How is one to explain the Palestinians’ behavior? As has been mentioned earlier, Arafat was persuaded that the Israelis were setting a trap. His primary objective thus became to cut his losses rather than maximize his gains. That did not mean that he ruled out reaching a final deal; but that goal seemed far less attainable than others. Beyond that, much has to do with the political climate that prevailed within Palestinian society. Unlike the situation during and after Oslo, there was no coalition of powerful Palestinian constituencies committed to the success of Camp David. Groups whose support was necessary to sell any agreement had become disbelievers, convinced that Israel would neither sign a fair agreement nor implement what it signed. Palestinian negotiators, with one eye on the summit and another back home, went to Camp David almost apologetically, determined to demonstrate that this time they would not be duped. More prone to caution than to creativity, they viewed any US or Israeli idea with suspicion. They could not accept the ambiguous formulations that had served to bridge differences between the parties in the past and that later, in their view, had been interpreted to Israel’s advantage; this time around, only clear and unequivocal understandings would do.

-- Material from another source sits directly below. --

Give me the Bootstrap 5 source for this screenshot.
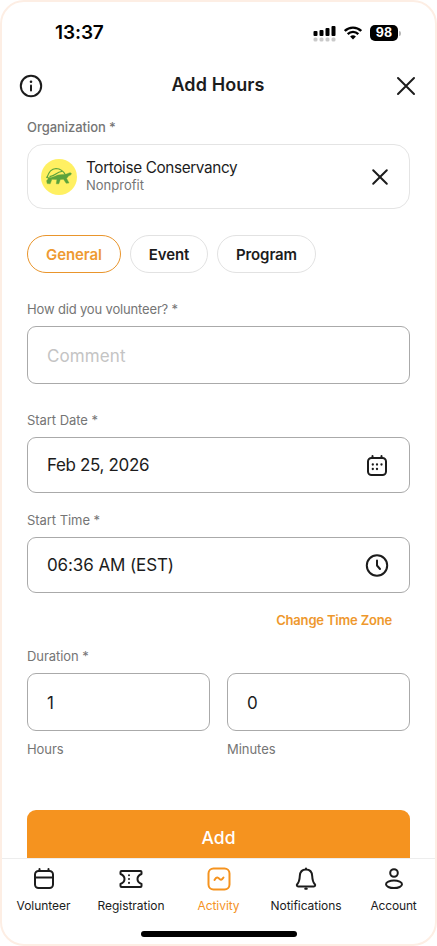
<!DOCTYPE html>
<html lang="en">
<head>
<meta charset="utf-8">
<meta name="viewport" content="width=device-width, initial-scale=1">
<title>Add Hours</title>
<link href="https://cdn.jsdelivr.net/npm/bootstrap@5.3.0/dist/css/bootstrap.min.css" rel="stylesheet">
<style>
:root{--ink:#1c1c1c;--muted:#757575;--orange:#f5931f}
body{font-family:Inter,"Liberation Sans",sans-serif;color:var(--ink);background:#fff;overflow:hidden}
svg{display:block;flex:none;fill:none;stroke:currentColor;stroke-width:2;stroke-linecap:round;stroke-linejoin:round}
.phone{width:437px;height:946px;border:2px solid #fdeee4;border-radius:24px}
.status{height:62px;padding:0 34px 0 53px;color:#000}
.clock{font-size:19px;font-weight:600;line-height:24px;letter-spacing:-.1px}
.battery{width:28px;height:16px;border-radius:5px;background:#000;color:#fff;font-size:12.5px;font-weight:700;line-height:16px}
.battery-tip{width:2px;height:5px;border-radius:0 2px 2px 0;background:#b8b8b8;margin-left:1px}
.top{height:40px;padding:0 19px 0 17px;margin-top:2px}
.title{font-size:18px;font-weight:600;line-height:24px;margin:-3px 3px 0 0;letter-spacing:.1px}
.form-area{padding:0 25px}
.lbl{font-size:13px;line-height:20px;color:var(--muted);display:block;letter-spacing:-.05px}
.l-org{margin-top:11px}
.org{height:65px;border:1.5px solid #e4e4e4;border-radius:16px;padding:0 19px 0 13px;margin-top:7px}
.org-text{margin-left:9px}
.org-name{font-size:15.3px;line-height:18px;letter-spacing:-.36px}
.org-kind{font-size:13px;line-height:17px;color:var(--muted)}
.choices{gap:9px;margin-top:26px}
.choice{height:38px;border:1px solid #e2e2e2;border-radius:19px;font-size:15px;font-weight:600;line-height:1;padding:0;color:var(--ink);letter-spacing:-.1px}
.choice.on,.choice.on:hover{border-color:#e9952c;color:#ee9a32}
.w-gen{width:94px}.w-evt{width:78px}.w-prg{width:99px}
.l-how,.l-date{margin-top:26px}
.l-how{letter-spacing:-.16px}
.l-time{margin-top:17px}
.l-dur{margin-top:16px}
.field{height:56px;border:1px solid #aaa;border-radius:9px;padding:1px 19px 0;font-size:17px;margin-top:7px;background:#fff;color:var(--ink)}
.field.tall{height:58px;padding-top:2px}
.duo{gap:17px}
.l-unit{margin-top:8px}
.field::placeholder{color:#c4c4c4;opacity:1;letter-spacing:.1px}
.s-date{letter-spacing:-.35px;padding-top:1px}
.s-time{letter-spacing:-.1px;padding-top:1px}
.zone{font-size:13px;font-weight:600;line-height:20px;color:#ee982d;text-decoration:none;margin:17px 18px 0 0;letter-spacing:-.18px}
.add-btn{height:48px;border-radius:9px 9px 0 0;background:var(--orange);color:#fff;font-size:17.5px;font-weight:500;border:0;padding:9px 0 0;margin-top:51px}
.tabs{height:86px;border-top:1px solid #ededed}
.tab{height:56px;padding-top:7px;font-size:12px;line-height:18px;color:var(--ink);text-decoration:none;letter-spacing:-.05px}
.tab svg{margin-bottom:5px}
.tab.on{color:var(--orange)}
.t1,.t3,.t5{width:83px}.t2,.t4{width:92px}
.t5{letter-spacing:-.15px}
.homebar{width:156px;height:6px;border-radius:3px;background:#000;margin-top:16px}
</style>
<script src="https://cdn.jsdelivr.net/npm/bootstrap@5.3.0/dist/js/bootstrap.bundle.min.js"></script>
</head>
<body>
<div class="phone d-flex flex-column">
  <div class="status d-flex align-items-center justify-content-between">
    <span class="clock">13:37</span>
    <div class="d-flex align-items-center">
      <svg width="23" height="17" viewBox="0 0 23 17"><g fill="#000" stroke="none"><rect x=".5" y="6" width="4" height="5" rx="1"/><rect x="6.500" y="5" width="4" height="6" rx="1"/><rect x="12.500" y="3" width="4" height="8" rx="1"/><rect x="18.500" y="1" width="4" height="10" rx="1"/></g><g fill="#c9c9c9" stroke="none"><rect x=".5" y="12.500" width="4" height="4" rx="1.500"/><rect x="6.500" y="12.500" width="4" height="4" rx="1.500"/><rect x="12.500" y="12.500" width="4" height="4" rx="1.500"/><rect x="18.500" y="12.500" width="4" height="4" rx="1.500"/></g></svg>
      <svg class="ms-2 me-2" width="18" height="14" viewBox="0 0 18 14"><g stroke="#000" stroke-width="2.400" stroke-linecap="butt"><path d="M.8 5A11.600 11.600 0 0 1 17.200 5M3.700 8.100a7.500 7.500 0 0 1 10.600 0"/></g><path d="M6.100 10.600a4.100 4.100 0 0 1 5.800 0L9 13.600z" fill="#000" stroke="none"/></svg>
      <span class="battery text-center">98</span><span class="battery-tip"></span>
    </div>
  </div>
  <header class="top d-flex align-items-center justify-content-between">
    <svg width="24" height="24" viewBox="0 0 24 24"><circle cx="12" cy="12" r="10.200"/><path d="M12 11.500v5"/><circle cx="12" cy="7.800" r="1.300" fill="currentColor" stroke="none"/></svg>
    <h1 class="title">Add Hours</h1>
    <svg width="20" height="20" viewBox="0 0 20 20"><path d="M2 2l16 16M18 2L2 18"/></svg>
  </header>
  <form class="form-area flex-grow-1 overflow-hidden">
    <span class="lbl l-org fw-medium">Organization *</span>
    <div class="org d-flex align-items-center">
      <svg width="36" height="36" viewBox="0 0 36 36"><circle cx="18" cy="18" r="18" fill="#fff062" stroke="none"/><g stroke="#5ca33c" stroke-width="1.200"><path d="M6 18.500C7.500 13.500 11 9.800 15 9.500c4 .3 7.500 2.500 9.300 6.300M9 17.300c4.500.5 6.500-4.300 11.500-4.800"/><path d="M5.500 18.200c4 1 6.500 0 9-1.200 3-1.400 6-1.400 9.500-1.400l3-1.200c1.400-.8 3.200-.7 3.400.2.200 1.200-1.600 2-3 2.300-.7 1.600-1.900 2.300-1.900 2.300l2.500 4.800-2.800.3-2.700-4-3.200.2-1.500 4.300h-2.500l.6-4.300-5-.2-1.700 4.500-3-.2-.6-2.800 1.700-2z" fill="#5ca33c" stroke-width=".4"/></g></svg>
      <div class="flex-grow-1 org-text"><div class="org-name">Tortoise Conservancy</div><div class="org-kind">Nonprofit</div></div>
      <svg width="20" height="20" viewBox="0 0 20 20"><path d="M3.200 3.200l13.600 13.600M16.800 3.200L3.200 16.800"/></svg>
    </div>
    <div class="d-flex choices">
      <button type="button" class="btn choice on w-gen">General</button>
      <button type="button" class="btn choice w-evt">Event</button>
      <button type="button" class="btn choice w-prg">Program</button>
    </div>
    <label class="lbl l-how" for="how">How did you volunteer? *</label>
    <input class="form-control field tall" id="how" placeholder="Comment">
    <span class="lbl l-date">Start Date *</span>
    <div class="field d-flex align-items-center justify-content-between"><span class="s-date">Feb 25, 2026</span>
      <svg width="26" height="24" viewBox="0 0 26 24"><rect x="4" y="4" width="18" height="17" rx="3.500"/><path d="M8.500 2v2M17.500 2v2"/><g fill="currentColor" stroke="none"><circle cx="8.800" cy="10.500" r="1.150"/><circle cx="13" cy="10.500" r="1.150"/><circle cx="17.500" cy="10.500" r="1.150"/><circle cx="8.800" cy="15" r="1.150"/><circle cx="13" cy="15" r="1.150"/></g></svg>
    </div>
    <span class="lbl l-time">Start Time *</span>
    <div class="field d-flex align-items-center justify-content-between"><span class="s-time">06:36 AM (EST)</span>
      <svg width="26" height="24" viewBox="0 0 26 24"><circle cx="13" cy="11.500" r="10.200"/><path d="M13 6.500v5l3 3.500"/></svg>
    </div>
    <div class="d-flex justify-content-end"><a href="#" class="zone">Change Time Zone</a></div>
    <span class="lbl l-dur">Duration *</span>
    <div class="d-flex duo">
      <div class="flex-fill"><input class="form-control field tall" value="1" aria-label="Hours"><span class="lbl l-unit">Hours</span></div>
      <div class="flex-fill"><input class="form-control field tall" value="0" aria-label="Minutes"><span class="lbl l-unit">Minutes</span></div>
    </div>
    <button type="button" class="btn add-btn w-100">Add</button>
  </form>
  <nav class="tabs">
    <div class="d-flex text-center">
      <a href="#" class="tab t1 d-flex flex-column align-items-center"><svg width="26" height="26" viewBox="0 0 26 26"><rect x="4" y="5" width="18" height="17" rx="3.500"/><path d="M4 11.500h18M8.500 3v2M17.500 3v2"/></svg>Volunteer</a>
      <a href="#" class="tab t2 d-flex flex-column align-items-center"><svg width="26" height="26" viewBox="0 0 26 26"><path d="M3.500 5h19Q23.500 5 23.500 6v2C21 9 19.500 10.500 19.500 13s1.500 4 4 5v2q0 1-1 1h-19q-1 0-1-1v-2C5 17 6.500 15.500 6.500 13S5 9 2.500 8V6q0-1 1-1z"/><path d="M11 9.200v.1M11 13v.1M11 16.800v.1"/></svg>Registration</a>
      <a href="#" class="tab t3 on d-flex flex-column align-items-center"><svg width="26" height="26" viewBox="0 0 26 26"><rect x="2.500" y="2.500" width="21" height="21" rx="5"/><path d="M8.500 14c2-3.500 3.500-2.800 4.700-1.300s2.300 1.800 4.300-1.200"/></svg>Activity</a>
      <a href="#" class="tab t4 d-flex flex-column align-items-center"><svg width="26" height="26" viewBox="0 0 26 26"><path d="M13 3.500c-4.200 0-6 3-6.200 6.500-.2 4-1 6.500-2.600 8.200-.8 1-.3 2.300 1 2.300h15.600c1.300 0 1.800-1.300 1-2.300-1.600-1.700-2.400-4.200-2.600-8.200-.2-3.500-2-6.500-6.200-6.500zM13 2.500v1M12.200 22.800h1.600"/></svg>Notifications</a>
      <a href="#" class="tab t5 d-flex flex-column align-items-center"><svg width="26" height="26" viewBox="0 0 26 26"><circle cx="13" cy="7" r="3.800"/><ellipse cx="13" cy="18.300" rx="8" ry="3.800"/></svg>Account</a>
    </div>
    <div class="homebar mx-auto"></div>
  </nav>
</div>
</body>
</html>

Nowhere was this more evident than in the case of what is known as the Haram al-Sharif to Palestinians and the Temple Mount to Jews. The Americans spent countless hours seeking imaginative formulations to finesse the issue of which party would enjoy sovereignty over this sacred place—a coalition of nations, the United Nations Security Council, even God himself was proposed. In the end, the Palestinians would have nothing of it: the agreement had to give them sovereignty, or there would be no agreement at all.